Take the material below and retype it in full; pictures are left out.

┌─ Provided data

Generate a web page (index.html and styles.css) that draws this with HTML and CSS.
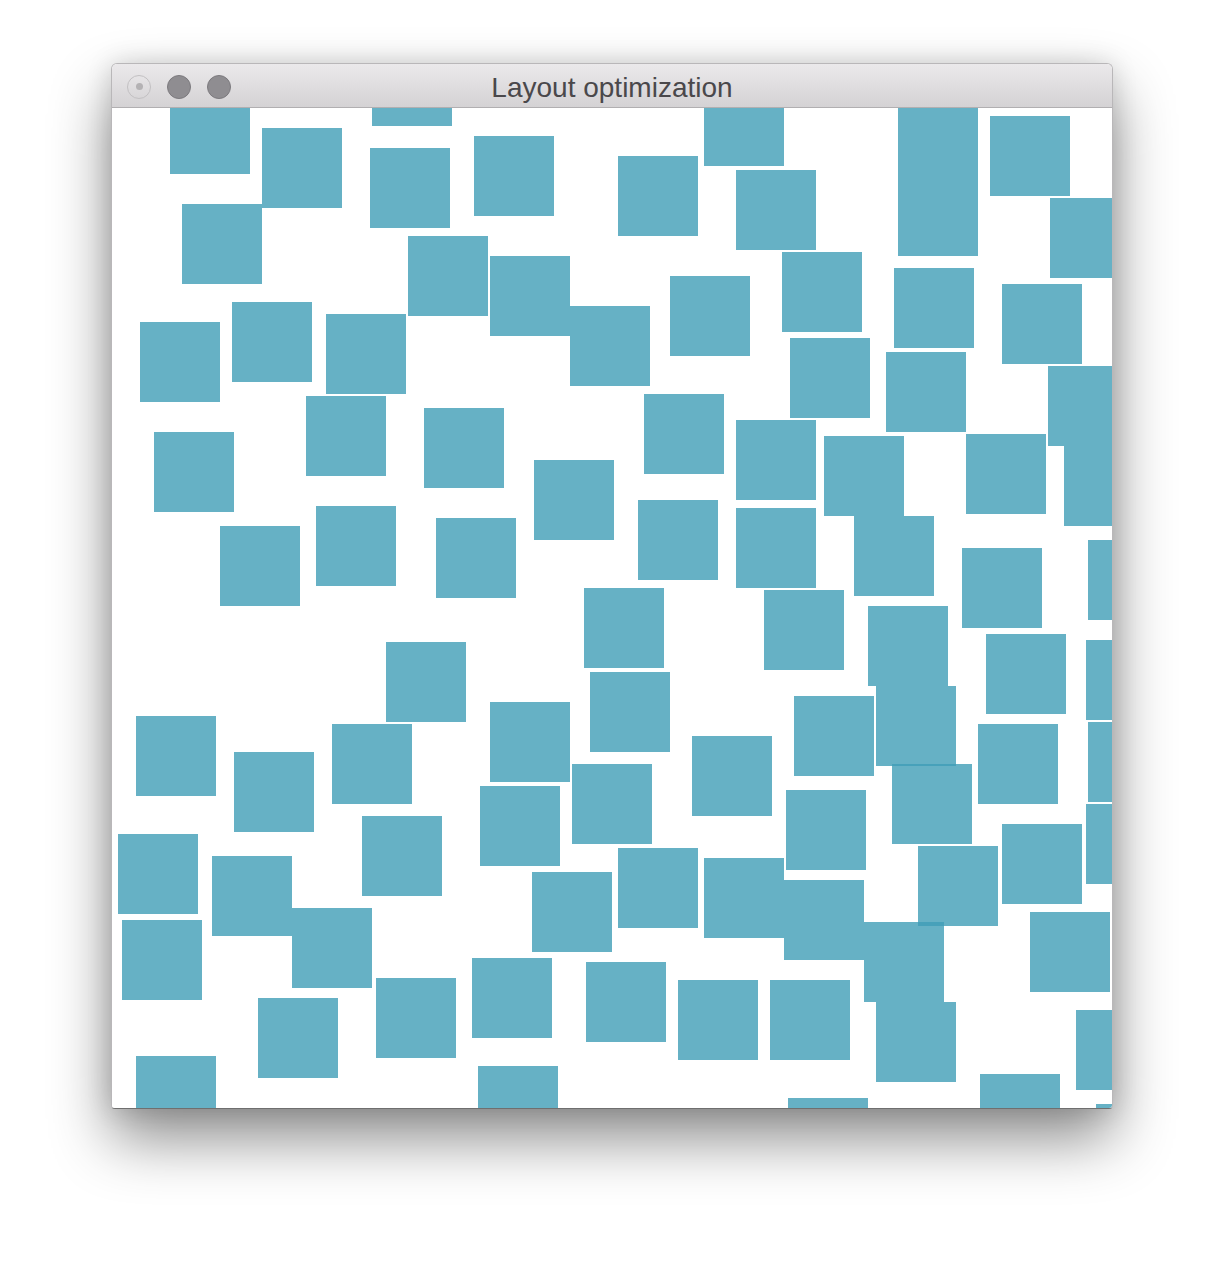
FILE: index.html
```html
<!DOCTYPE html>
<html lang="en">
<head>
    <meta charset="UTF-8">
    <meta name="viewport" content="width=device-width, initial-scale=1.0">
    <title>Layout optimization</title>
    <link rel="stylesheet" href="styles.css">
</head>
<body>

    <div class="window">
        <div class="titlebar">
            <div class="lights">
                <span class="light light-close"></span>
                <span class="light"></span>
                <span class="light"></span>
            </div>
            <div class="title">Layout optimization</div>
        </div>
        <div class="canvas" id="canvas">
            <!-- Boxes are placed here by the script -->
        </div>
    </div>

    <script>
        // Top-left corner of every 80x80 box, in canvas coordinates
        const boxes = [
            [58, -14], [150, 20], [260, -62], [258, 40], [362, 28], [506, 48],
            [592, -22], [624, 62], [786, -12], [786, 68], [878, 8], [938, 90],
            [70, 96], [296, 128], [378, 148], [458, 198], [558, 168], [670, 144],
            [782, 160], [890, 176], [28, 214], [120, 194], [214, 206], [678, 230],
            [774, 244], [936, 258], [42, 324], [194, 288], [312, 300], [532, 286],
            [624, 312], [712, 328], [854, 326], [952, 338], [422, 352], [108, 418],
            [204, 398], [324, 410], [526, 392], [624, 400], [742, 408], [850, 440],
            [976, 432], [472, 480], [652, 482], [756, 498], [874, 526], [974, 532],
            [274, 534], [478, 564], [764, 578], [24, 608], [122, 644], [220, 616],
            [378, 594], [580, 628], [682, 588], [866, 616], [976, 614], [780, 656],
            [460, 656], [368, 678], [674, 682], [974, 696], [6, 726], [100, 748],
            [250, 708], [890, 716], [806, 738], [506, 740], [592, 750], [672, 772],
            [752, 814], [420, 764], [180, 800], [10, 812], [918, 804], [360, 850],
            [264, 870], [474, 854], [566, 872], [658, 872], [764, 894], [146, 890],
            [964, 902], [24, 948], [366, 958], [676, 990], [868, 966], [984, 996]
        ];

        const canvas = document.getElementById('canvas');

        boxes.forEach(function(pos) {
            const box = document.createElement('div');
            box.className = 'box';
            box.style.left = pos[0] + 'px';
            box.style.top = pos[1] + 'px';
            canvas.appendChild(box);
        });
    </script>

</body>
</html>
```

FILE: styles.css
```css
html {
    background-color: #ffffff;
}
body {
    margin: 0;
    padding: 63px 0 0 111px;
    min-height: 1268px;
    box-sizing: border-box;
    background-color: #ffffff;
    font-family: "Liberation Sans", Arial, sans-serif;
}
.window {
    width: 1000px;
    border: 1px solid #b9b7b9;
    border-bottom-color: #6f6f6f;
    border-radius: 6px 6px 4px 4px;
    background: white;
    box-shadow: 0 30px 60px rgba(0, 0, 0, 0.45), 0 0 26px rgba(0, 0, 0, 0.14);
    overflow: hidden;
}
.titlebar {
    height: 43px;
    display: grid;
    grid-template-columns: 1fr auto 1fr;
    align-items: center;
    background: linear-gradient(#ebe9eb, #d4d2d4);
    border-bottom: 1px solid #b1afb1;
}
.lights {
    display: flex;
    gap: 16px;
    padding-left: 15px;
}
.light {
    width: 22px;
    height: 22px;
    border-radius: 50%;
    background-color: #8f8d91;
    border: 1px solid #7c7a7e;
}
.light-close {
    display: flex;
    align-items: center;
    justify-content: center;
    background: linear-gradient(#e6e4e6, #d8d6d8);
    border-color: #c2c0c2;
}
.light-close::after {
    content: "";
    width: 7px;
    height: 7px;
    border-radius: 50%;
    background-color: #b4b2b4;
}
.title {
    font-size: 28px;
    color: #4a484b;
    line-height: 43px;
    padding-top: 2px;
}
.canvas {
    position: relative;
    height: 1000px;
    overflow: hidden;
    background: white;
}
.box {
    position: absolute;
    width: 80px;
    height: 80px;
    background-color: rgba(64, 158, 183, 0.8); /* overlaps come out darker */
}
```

└─

• _Exercise response_
Generate a web page (index.html and styles.css) that draws this with HTML and CSS.
FILE: index.html
```html
<!DOCTYPE html>
<html lang="en">
<head>
    <meta charset="UTF-8">
    <meta name="viewport" content="width=device-width, initial-scale=1.0">
    <title>Layout optimization</title>
    <link rel="stylesheet" href="styles.css">
</head>
<body>

    <div class="window">
        <div class="titlebar">
            <div class="lights">
                <span class="light light-close"></span>
                <span class="light"></span>
                <span class="light"></span>
            </div>
            <div class="title">Layout optimization</div>
        </div>
        <div class="canvas" id="canvas">
            <!-- Boxes are placed here by the script -->
        </div>
    </div>

    <script>
        // Top-left corner of every 80x80 box, in canvas coordinates
        const boxes = [
            [58, -14], [150, 20], [260, -62], [258, 40], [362, 28], [506, 48],
            [592, -22], [624, 62], [786, -12], [786, 68], [878, 8], [938, 90],
            [70, 96], [296, 128], [378, 148], [458, 198], [558, 168], [670, 144],
            [782, 160], [890, 176], [28, 214], [120, 194], [214, 206], [678, 230],
            [774, 244], [936, 258], [42, 324], [194, 288], [312, 300], [532, 286],
            [624, 312], [712, 328], [854, 326], [952, 338], [422, 352], [108, 418],
            [204, 398], [324, 410], [526, 392], [624, 400], [742, 408], [850, 440],
            [976, 432], [472, 480], [652, 482], [756, 498], [874, 526], [974, 532],
            [274, 534], [478, 564], [764, 578], [24, 608], [122, 644], [220, 616],
            [378, 594], [580, 628], [682, 588], [866, 616], [976, 614], [780, 656],
            [460, 656], [368, 678], [674, 682], [974, 696], [6, 726], [100, 748],
            [250, 708], [890, 716], [806, 738], [506, 740], [592, 750], [672, 772],
            [752, 814], [420, 764], [180, 800], [10, 812], [918, 804], [360, 850],
            [264, 870], [474, 854], [566, 872], [658, 872], [764, 894], [146, 890],
            [964, 902], [24, 948], [366, 958], [676, 990], [868, 966], [984, 996]
        ];

        const canvas = document.getElementById('canvas');

        boxes.forEach(function(pos) {
            const box = document.createElement('div');
            box.className = 'box';
            box.style.left = pos[0] + 'px';
            box.style.top = pos[1] + 'px';
            canvas.appendChild(box);
        });
    </script>

</body>
</html>
```

FILE: styles.css
```css
html {
    background-color: #ffffff;
}
body {
    margin: 0;
    padding: 63px 0 0 111px;
    min-height: 1268px;
    box-sizing: border-box;
    background-color: #ffffff;
    font-family: "Liberation Sans", Arial, sans-serif;
}
.window {
    width: 1000px;
    border: 1px solid #b9b7b9;
    border-bottom-color: #6f6f6f;
    border-radius: 6px 6px 4px 4px;
    background: white;
    box-shadow: 0 30px 60px rgba(0, 0, 0, 0.45), 0 0 26px rgba(0, 0, 0, 0.14);
    overflow: hidden;
}
.titlebar {
    height: 43px;
    display: grid;
    grid-template-columns: 1fr auto 1fr;
    align-items: center;
    background: linear-gradient(#ebe9eb, #d4d2d4);
    border-bottom: 1px solid #b1afb1;
}
.lights {
    display: flex;
    gap: 16px;
    padding-left: 15px;
}
.light {
    width: 22px;
    height: 22px;
    border-radius: 50%;
    background-color: #8f8d91;
    border: 1px solid #7c7a7e;
}
.light-close {
    display: flex;
    align-items: center;
    justify-content: center;
    background: linear-gradient(#e6e4e6, #d8d6d8);
    border-color: #c2c0c2;
}
.light-close::after {
    content: "";
    width: 7px;
    height: 7px;
    border-radius: 50%;
    background-color: #b4b2b4;
}
.title {
    font-size: 28px;
    color: #4a484b;
    line-height: 43px;
    padding-top: 2px;
}
.canvas {
    position: relative;
    height: 1000px;
    overflow: hidden;
    background: white;
}
.box {
    position: absolute;
    width: 80px;
    height: 80px;
    background-color: rgba(64, 158, 183, 0.8); /* overlaps come out darker */
}
```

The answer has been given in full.